Let the hot fix fire drill begin! The first call is usually about what the issue is, who is impacted, how we can fix it, who can fix it and can we get it out to the customer before Monday. We then gather a very unhappy engineering corps to start working on the issue over the weekend, all while receiving, what seems like every minute, requests for an update on the issue. The second call is usually around planning when we think we can push the fix. The third is, of course, the "Go/No Go" call for the hot fix, and no hot fix can be deployed without doing a post-mortem. Very often we have to repeat this entire process multiple times because the hot fix broke something else that now requires its own hot fix.
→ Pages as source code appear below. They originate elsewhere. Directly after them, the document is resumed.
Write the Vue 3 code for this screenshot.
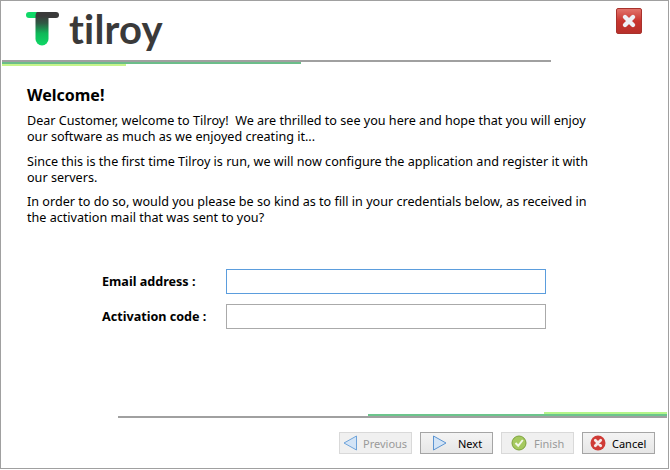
<script setup>
const paragraphs = [
  'Dear Customer, welcome to Tilroy!\u00a0 We are thrilled to see you here and hope that you will enjoy our software as much as we enjoyed creating it...',
  'Since this is the first time Tilroy is run, we will now configure the application and register it with our servers.',
  'In order to do so, would you please be so kind as to fill in your credentials below, as received in the activation mail that was sent to you?'
]
</script>

<template>
  <div class="window">
    <header class="head">
      <div class="brand">
        <svg class="mark" width="33" height="34" viewBox="0 0 33 34">
          <defs>
            <linearGradient id="stem" gradientUnits="userSpaceOnUse" x1="0" y1="4" x2="0" y2="33">
              <stop offset="0" stop-color="#3a3a3a"/>
              <stop offset="0.25" stop-color="#2f5a45"/>
              <stop offset="0.6" stop-color="#0fb858"/>
              <stop offset="1" stop-color="#0fd766"/>
            </linearGradient>
          </defs>
          <path d="M3 3H16" stroke="#10d868" stroke-width="6" stroke-linecap="round"/>
          <path d="M14 3H30" stroke="#3a3a3a" stroke-width="6" stroke-linecap="round"/>
          <path d="M16 4V27" stroke="url(#stem)" stroke-width="13" stroke-linecap="round"/>
        </svg>
        <span class="word">tilroy</span>
      </div>
      <button class="close" aria-label="Close">
        <svg width="16" height="16" viewBox="0 0 16 16"><path d="M4 4L12 12M12 4L4 12" stroke="#eef1f6" stroke-width="4.4" stroke-linecap="round"/></svg>
      </button>
    </header>

    <div class="rule-top">
      <div class="rule-gray"></div>
      <div class="rule-green"></div>
      <div class="rule-light"></div>
    </div>

    <main class="content">
      <h1>Welcome!</h1>
      <p v-for="(p, i) in paragraphs" :key="i">{{ p }}</p>
    </main>

    <form class="fields">
      <label class="field">
        <span>Email address :</span>
        <input class="focused" type="text" />
      </label>
      <label class="field">
        <span>Activation code :</span>
        <input type="text" />
      </label>
    </form>

    <div class="rule-bottom">
      <div class="rule-light-b"></div>
      <div class="rule-green-b"></div>
      <div class="rule-gray-b"></div>
    </div>

    <footer class="actions">
      <button class="btn off prev">
        <svg width="18" height="16" viewBox="0 0 18 16"><path d="M14.5 1V15L2 8Z" fill="#d3e4f6" stroke="#6ea3da" stroke-linejoin="round"/></svg>
        <span>Previous</span>
      </button>
      <button class="btn next">
        <svg width="18" height="16" viewBox="0 0 18 16"><path d="M3.5 1V15L16 8Z" fill="#d3e4f6" stroke="#5b94d2" stroke-linejoin="round"/></svg>
        <span>Next</span>
      </button>
      <button class="btn off finish">
        <svg width="16" height="16" viewBox="0 0 16 16"><circle cx="8" cy="8" r="7" fill="#a5c95f" stroke="#7da23c"/><path d="M4.5 8L7.2 10.8L11.8 5" fill="none" stroke="#f3f7ea" stroke-width="2"/></svg>
        <span>Finish</span>
      </button>
      <button class="btn cancel">
        <svg width="16" height="16" viewBox="0 0 16 16"><circle cx="8" cy="8" r="7.5" fill="#cf3b36"/><path d="M5.3 5.3L10.7 10.7M10.7 5.3L5.3 10.7" stroke="#f5e9e9" stroke-width="2.8" stroke-linecap="round"/></svg>
        <span>Cancel</span>
      </button>
    </footer>
  </div>
</template>

<style>
html, body { margin: 0; background: #fff; }
</style>

<style scoped>
.window {
  box-sizing: border-box;
  width: 669px;
  height: 469px;
  border: 1px solid #a0a0a0;
  background: #fff;
  font-family: "Noto Sans", "Open Sans", sans-serif;
  font-size: 12.6px;
  color: #000;
  display: flex;
  flex-direction: column;
}
.head {
  height: 59px;
  display: flex;
  justify-content: space-between;
  align-items: flex-start;
  padding: 7px 26px 0 25px;
  box-sizing: border-box;
}
.brand { display: flex; align-items: flex-start; gap: 10px; padding-top: 4px; }
.mark { display: block; }
.word {
  font-family: Lato, sans-serif;
  font-weight: 700;
  font-size: 40px;
  line-height: 40px;
  color: #3a3a3a;
  margin-top: -3px;
  letter-spacing: 0.2px;
}
.close {
  width: 26px;
  height: 26px;
  padding: 0;
  border: 1px solid #a8322c;
  border-radius: 2px;
  background: linear-gradient(#e2736b, #c8352f 50%, #b8302b);
  display: flex;
  align-items: center;
  justify-content: center;
}
.rule-top { width: 549px; margin-left: 1px; }
.rule-gray { height: 2px; background: #a0a0a0; }
.rule-green { height: 2px; width: 299px; background: #6cbd8a; }
.rule-light { height: 2px; width: 124px; background: #c6f58a; }
.content { padding: 19px 73px 0 26px; flex: 1; }
h1 { margin: 0 0 8px; font-size: 16px; line-height: 20px; font-weight: 700; }
p { margin: 0 0 8.5px; line-height: 16px; }
.fields { display: flex; flex-direction: column; gap: 10px; padding: 0 0 83px 101px; }
.field { display: flex; align-items: center; font-weight: 700; }
.field span { width: 124px; }
.field input {
  box-sizing: border-box;
  width: 320px;
  height: 25px;
  border: 1px solid #aaa;
  background: #fff;
  outline: none;
  margin: 0;
}
.field input.focused { border-color: #5b9ddd; }
.rule-bottom { position: relative; height: 6px; width: 549px; margin-left: 117px; }
.rule-gray-b { position: absolute; left: 0; right: 0; top: 4px; height: 2px; background: #a0a0a0; }
.rule-green-b { position: absolute; left: 250px; right: 0; top: 2px; height: 2px; background: #6cc58c; }
.rule-light-b { position: absolute; left: 426px; right: 0; top: 0; height: 2px; background: #b5f58a; }
.actions {
  display: flex;
  justify-content: flex-end;
  gap: 8px;
  padding: 14px 13px 14px 0;
}
.btn {
  box-sizing: border-box;
  width: 73px;
  height: 22px;
  border: 1px solid #a5a5a5;
  background: linear-gradient(#f4f4f4, #e6e6e6);
  font: inherit;
  font-size: 11px;
  color: #000;
  display: flex;
  align-items: center;
}
.prev { padding: 0 0 0 2px; gap: 3px; }
.next { padding: 0 0 0 9px; gap: 10px; }
.finish { padding: 0 0 0 9px; gap: 7px; }
.cancel { padding: 0 0 0 7px; gap: 6px; }
.btn.off { border-color: #d9d9d9; color: #9a9a9a; background: #f0f0f0; }
</style>
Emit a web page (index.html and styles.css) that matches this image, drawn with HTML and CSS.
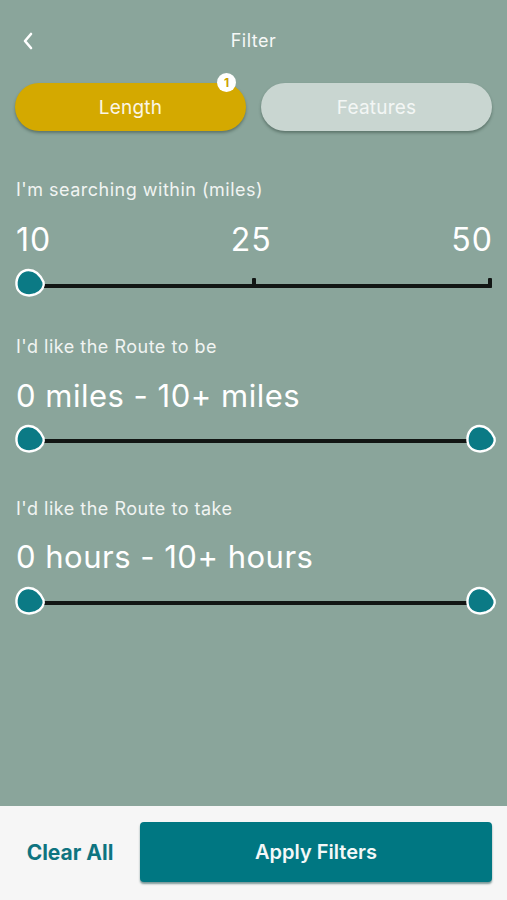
FILE: index.html
```html
<!DOCTYPE html>
<html>
<head>
<meta charset="utf-8">
<link rel="stylesheet" href="styles.css">
</head>
<body>
<div class="screen">
  <header class="topbar">
    <span class="back">
      <svg width="12" height="18" viewBox="0 0 12 18"><path d="M9 2 L3 9 L9 16" fill="none" stroke="#fff" stroke-width="2.6" stroke-linecap="round" stroke-linejoin="round"/></svg>
    </span>
    <h1 class="title">Filter</h1>
  </header>

  <div class="tabs">
    <div class="tab tab-active">Length<span class="badge">1</span></div>
    <div class="tab tab-idle">Features</div>
  </div>

  <section class="group g1">
    <div class="label">I'm searching within (miles)</div>
    <div class="scale"><span>10</span><span>25</span><span>50</span></div>
    <div class="slider">
      <div class="track"></div>
      <div class="tick tick-mid"></div>
      <div class="tick tick-end"></div>
      <svg class="thumb thumb-left" width="32" height="32" viewBox="0 0 32 32"><path d="M14.5 3 C21.5 3 26.5 8.5 29.5 15 C30.8 19 28 24.5 21.5 27.2 C14 30 3.5 28 2.5 18 C1.8 9 7.5 3 14.5 3 Z" fill="#0b7a85" stroke="#fff" stroke-width="2.4"/></svg>
    </div>
  </section>

  <section class="group g2">
    <div class="label">I'd like the Route to be</div>
    <div class="value">0 miles - 10+ miles</div>
    <div class="slider">
      <div class="track"></div>
      <svg class="thumb thumb-left" width="32" height="32" viewBox="0 0 32 32"><path d="M14.5 3 C21.5 3 26.5 8.5 29.5 15 C30.8 19 28 24.5 21.5 27.2 C14 30 3.5 28 2.5 18 C1.8 9 7.5 3 14.5 3 Z" fill="#0b7a85" stroke="#fff" stroke-width="2.4"/></svg>
      <svg class="thumb thumb-right" width="32" height="32" viewBox="0 0 32 32"><path d="M14.5 3 C21.5 3 26.5 8.5 29.5 15 C30.8 19 28 24.5 21.5 27.2 C14 30 3.5 28 2.5 18 C1.8 9 7.5 3 14.5 3 Z" fill="#0b7a85" stroke="#fff" stroke-width="2.4"/></svg>
    </div>
  </section>

  <section class="group g3">
    <div class="label">I'd like the Route to take</div>
    <div class="value">0 hours - 10+ hours</div>
    <div class="slider">
      <div class="track"></div>
      <svg class="thumb thumb-left" width="32" height="32" viewBox="0 0 32 32"><path d="M14.5 3 C21.5 3 26.5 8.5 29.5 15 C30.8 19 28 24.5 21.5 27.2 C14 30 3.5 28 2.5 18 C1.8 9 7.5 3 14.5 3 Z" fill="#0b7a85" stroke="#fff" stroke-width="2.4"/></svg>
      <svg class="thumb thumb-right" width="32" height="32" viewBox="0 0 32 32"><path d="M14.5 3 C21.5 3 26.5 8.5 29.5 15 C30.8 19 28 24.5 21.5 27.2 C14 30 3.5 28 2.5 18 C1.8 9 7.5 3 14.5 3 Z" fill="#0b7a85" stroke="#fff" stroke-width="2.4"/></svg>
    </div>
  </section>

  <div class="spacer"></div>

  <footer class="footer">
    <button class="clear">Clear All</button>
    <button class="apply">Apply Filters</button>
  </footer>
</div>
</body>
</html>
```
FILE: styles.css
```css
* { box-sizing: border-box; }
html, body { margin: 0; padding: 0; }
body {
  font-family: Inter, "Liberation Sans", sans-serif;
  background: #8aa59b;
  color: #fff;
}
.screen {
  width: 507px;
  height: 900px;
  display: flex;
  flex-direction: column;
}
.topbar {
  height: 83px;
  position: relative;
  display: flex;
  align-items: center;
  justify-content: center;
  padding-bottom: 1px;
}
.back {
  position: absolute;
  left: 22px;
  top: 32px;
  width: 12px;
  height: 18px;
  display: flex;
}
.title {
  margin: 0;
  font-size: 18px;
  letter-spacing: 0.5px;
  font-weight: 400;
  color: #f6f8f7;
  line-height: 20px;
  margin-top: -1px;
}
.tabs {
  display: flex;
  gap: 15px;
  padding: 0 15px;
}
.tab {
  flex: 1;
  height: 48px;
  border-radius: 24px;
  display: flex;
  align-items: center;
  justify-content: center;
  font-size: 19px;
  letter-spacing: 0.2px;
  color: #fbf6e6;
  position: relative;
  box-shadow: 0 2px 3px rgba(40, 60, 50, 0.45);
}
.tab-active { background: #d4a900; }
.tab-idle { background: #c9d6d1; color: #f3f6f5; }
.badge {
  position: absolute;
  right: 10px;
  top: -10px;
  width: 19px;
  height: 19px;
  border-radius: 50%;
  background: #fff;
  color: #c9a000;
  font-size: 12px;
  font-weight: 700;
  letter-spacing: 0;
  display: flex;
  align-items: center;
  justify-content: center;
}
.group { padding: 0 16px 0 16px; }
.label {
  font-size: 18px;
  letter-spacing: 0.5px;
  line-height: 22px;
  color: #f1f4f2;
}
.g1 { margin-top: 48px; }
.g2 { margin-top: 36px; }
.g3 { margin-top: 42px; }
.scale {
  margin-top: 21px;
  display: flex;
  justify-content: space-between;
  font-size: 32px;
  letter-spacing: 1px;
  line-height: 36px;
  margin-right: -2px;
}
.value {
  margin-top: 20px;
  font-size: 31px;
  letter-spacing: 0.5px;
  line-height: 36px;
}
.g3 .value { margin-top: 19px; }
.slider {
  position: relative;
  height: 30px;
  margin-top: 12px;
}
.g3 .slider { margin-top: 13px; }
.track {
  position: absolute;
  left: 12px;
  right: -1px;
  top: 14px;
  height: 4px;
  background: #121614;
  border-radius: 2px;
}
.g2 .track, .g3 .track { right: 12px; top: 13px; }
.tick {
  position: absolute;
  width: 4px;
  height: 10px;
  background: #121614;
  top: 8px;
  border-radius: 1px;
}
.tick-mid { left: 236px; }
.tick-end { right: -1px; }
.thumb {
  position: absolute;
  top: -3px;
}
.thumb-left { left: -2px; }
.thumb-right { right: -6px; }
.spacer { flex: 1; }
.footer {
  height: 94px;
  background: #f6f6f6;
  display: flex;
  align-items: flex-start;
  padding: 16px 15px 0 0;
}
.clear {
  width: 140px;
  height: 60px;
  border: 0;
  background: none;
  font-family: Inter, "Liberation Sans", sans-serif;
  font-size: 21px;
  font-weight: 700;
  color: #0e7480;
  padding: 0;
}
.apply {
  flex: 1;
  height: 60px;
  border: 0;
  border-radius: 4px;
  background: #007782;
  color: #f3f8f8;
  font-family: Inter, "Liberation Sans", sans-serif;
  font-size: 20px;
  font-weight: 600;
  box-shadow: 0 2px 2px rgba(0, 60, 60, 0.5);
}
```
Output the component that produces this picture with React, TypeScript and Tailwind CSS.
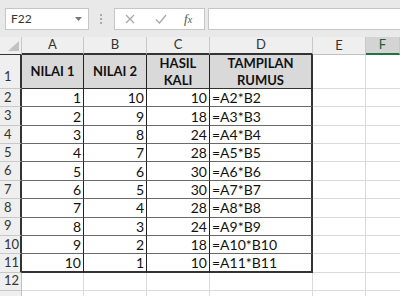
import React from "react";

const COLS = ["A", "B", "C", "D", "E", "F"];
const COL_W = ["22px", "62px", "63px", "63px", "103px", "53px", "1fr"];

const rows: (string | number)[][] = [
  [1, 10, 10, "=A2*B2"],
  [2, 9, 18, "=A3*B3"],
  [3, 8, 24, "=A4*B4"],
  [4, 7, 28, "=A5*B5"],
  [5, 6, 30, "=A6*B6"],
  [6, 5, 30, "=A7*B7"],
  [7, 4, 28, "=A8*B8"],
  [8, 3, 24, "=A9*B9"],
  [9, 2, 18, "=A10*B10"],
  [10, 1, 10, "=A11*B11"],
];

function Toolbar() {
  return (
    <div className="flex h-[37px] items-center bg-[#e9e9e9]">
      <div className="ml-[5px] flex h-[22px] w-[84px] items-center justify-between border border-[#c6c6c6] bg-white pl-[5px] pr-[6px] text-[12px] text-[#333]">
        <span>F22</span>
        <svg width="7" height="4" viewBox="0 0 7 4">
          <path d="M0 0h7L3.5 4z" fill="#777" />
        </svg>
      </div>
      <div className="ml-[11px] flex flex-col gap-[2px]">
        <span className="h-[2px] w-[2px] bg-[#aaa]" />
        <span className="h-[2px] w-[2px] bg-[#aaa]" />
        <span className="h-[2px] w-[2px] bg-[#aaa]" />
      </div>
      <div className="ml-[12px] flex h-[22px] w-[91px] items-center border border-[#c6c6c6] bg-white">
        <svg className="ml-[10px]" width="10" height="10" viewBox="0 0 10 10">
          <path d="M1 1l8 8M9 1l-8 8" stroke="#a6a6a6" strokeWidth="1.2" />
        </svg>
        <svg className="ml-[20px]" width="12" height="10" viewBox="0 0 12 10">
          <path d="M1 5.5l3.5 3.5L11 1" stroke="#a6a6a6" strokeWidth="1.2" fill="none" />
        </svg>
        <span className="ml-[17px] font-['Liberation_Serif',serif] text-[13px] italic text-[#555]">
          f<span className="text-[10px]">x</span>
        </span>
      </div>
      <div className="ml-[3px] h-[22px] flex-1 border border-r-0 border-[#c6c6c6] bg-white" />
    </div>
  );
}

function Cell({
  children,
  className,
}: {
  children?: React.ReactNode;
  className: string;
}) {
  return <div className={`flex min-w-0 items-center overflow-hidden whitespace-nowrap ${className}`}>{children}</div>;
}

export default function App() {
  const dataRows = [...rows.map((r, i) => ({ n: i + 2, vals: r })), { n: 12, vals: null }, { n: 13, vals: null }];

  return (
    <div className="h-[296px] w-[400px] overflow-hidden bg-white font-['Lato','Open_Sans',sans-serif] text-[#111]">
      <Toolbar />
      <div
        className="grid"
        style={{
          gridTemplateColumns: COL_W.join(" "),
          gridTemplateRows: `18px 34px repeat(10, 18.37px) 18px 18px`,
        }}
      >
        {/* column header row */}
        <Cell className="relative border-b border-r border-b-[#333] border-r-[#c8c8c8] bg-[#efefef]">
          <svg className="absolute bottom-[3px] right-[2px]" width="11" height="10" viewBox="0 0 11 10">
            <path d="M11 0v10H0z" fill="#c2c2c2" />
          </svg>
        </Cell>
        {COLS.map((c, i) => {
          const inTable = i < 4;
          const sel = c === "F";
          return (
            <Cell
              key={c}
              className={`justify-center text-[13px] ${
                sel
                  ? "border-b-2 border-r border-b-[#217346] border-r-[#c8c8c8] bg-[#d4d4d4] text-[#1f5f3a]"
                  : inTable
                  ? "border-b-2 border-r border-b-[#333] border-r-[#c8c8c8] bg-[#efefef] text-[#333]"
                  : "border-b border-r border-b-[#c0c0c0] border-r-[#c8c8c8] bg-[#efefef] text-[#333]"
              }`}
            >
              {c}
            </Cell>
          );
        })}

        {/* row 1 */}
        <Cell className="items-end border-b border-r-2 border-b-[#c8c8c8] border-r-[#333] bg-[#efefef] pb-[2px] pl-[4px] text-[13px] text-[#333]">
          1
        </Cell>
        {["NILAI 1", "NILAI 2", "HASIL KALI", "TAMPILAN RUMUS"].map((t, i) => (
          <Cell
            key={t}
            className={`justify-center whitespace-normal bg-[#d9d9d9] text-center text-[13px] font-bold leading-[17px] text-[#111] border-b border-b-[#333] ${
              i === 3 ? "border-r-2 border-r-[#333]" : "border-r border-r-[#222]"
            }`}
          >
            {t === "NILAI 1" || t === "NILAI 2" ? (
              t
            ) : (
              <span>
                {t.split(" ")[0]}
                <br />
                {t.split(" ")[1]}
              </span>
            )}
          </Cell>
        ))}
        <Cell className="border-b border-r border-[#dadada]" />
        <Cell className="border-b border-[#dadada]" />

        {dataRows.map(({ n, vals }) => {
          const inTable = vals !== null;
          const last = n === 11;
          return (
            <React.Fragment key={n}>
              <Cell
                className={`border-b bg-[#efefef] pl-[4px] text-[13px] text-[#333] border-b-[#c8c8c8] ${
                  inTable ? "border-r-2 border-r-[#333]" : "border-r border-r-[#c0c0c0]"
                }`}
              >
                {n < 13 ? n : null}
              </Cell>
              {[0, 1, 2, 3].map((ci) => (
                <Cell
                  key={ci}
                  className={`text-[14px] ${
                    inTable
                      ? `${last ? "border-b-2 border-b-[#333]" : "border-b border-b-[#6a6a6a]"} ${
                          ci === 3 ? "border-r-2 border-r-[#333] pl-[2px]" : "justify-end border-r border-r-[#222] pr-[2px]"
                        }`
                      : "border-b border-r border-[#dadada]"
                  }`}
                >
                  {vals ? vals[ci] : null}
                </Cell>
              ))}
              <Cell className="border-b border-r border-[#dadada]" />
              <Cell className="border-b border-[#dadada]" />
            </React.Fragment>
          );
        })}
      </div>
    </div>
  );
}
What words come to mind: dysfunctional, unhappy customers, unhappy employees, not scalable, not resilient, frustrating, time-consuming, <insert_yours_here>.
Did I fail to mention that this is what occurred for most of our releases 4 years ago? In 2016, we push dozens of times a day. There is a sparse number of QA members on our team. And for the past 2 years, our weekends are exactly that: ours. We sleep in, we relax, and basically enjoy the two days of rest. If we want, we can release to production at any time of day or night with virtually no impact to our customers. No one is ever on call. The word hot fix is no longer part of our dictionary. Our customers are delighted. Our team is happy. And this is in large part due to a focus on and adoption of Test Driven Development (TDD). TDD is "a software development process that relies on the repetition of a very short development cycle: first, an (initially failing) automated test case is written that defines a desired improvement or new function. Then, the minimum amount of code is written to pass that test, and finally, one refactors the new code to acceptable standards." [source: Wikipedia]
Thanks, Nathan.
You can see that although not entirely perfect yet, via TDD, our web-based deployment teams have made great strides in the past 4 years by developing a regular cadence and carefully managing the tasks and bug lists in their Jira queues.
Controlling deployments even under uncertainty is alive in the lab.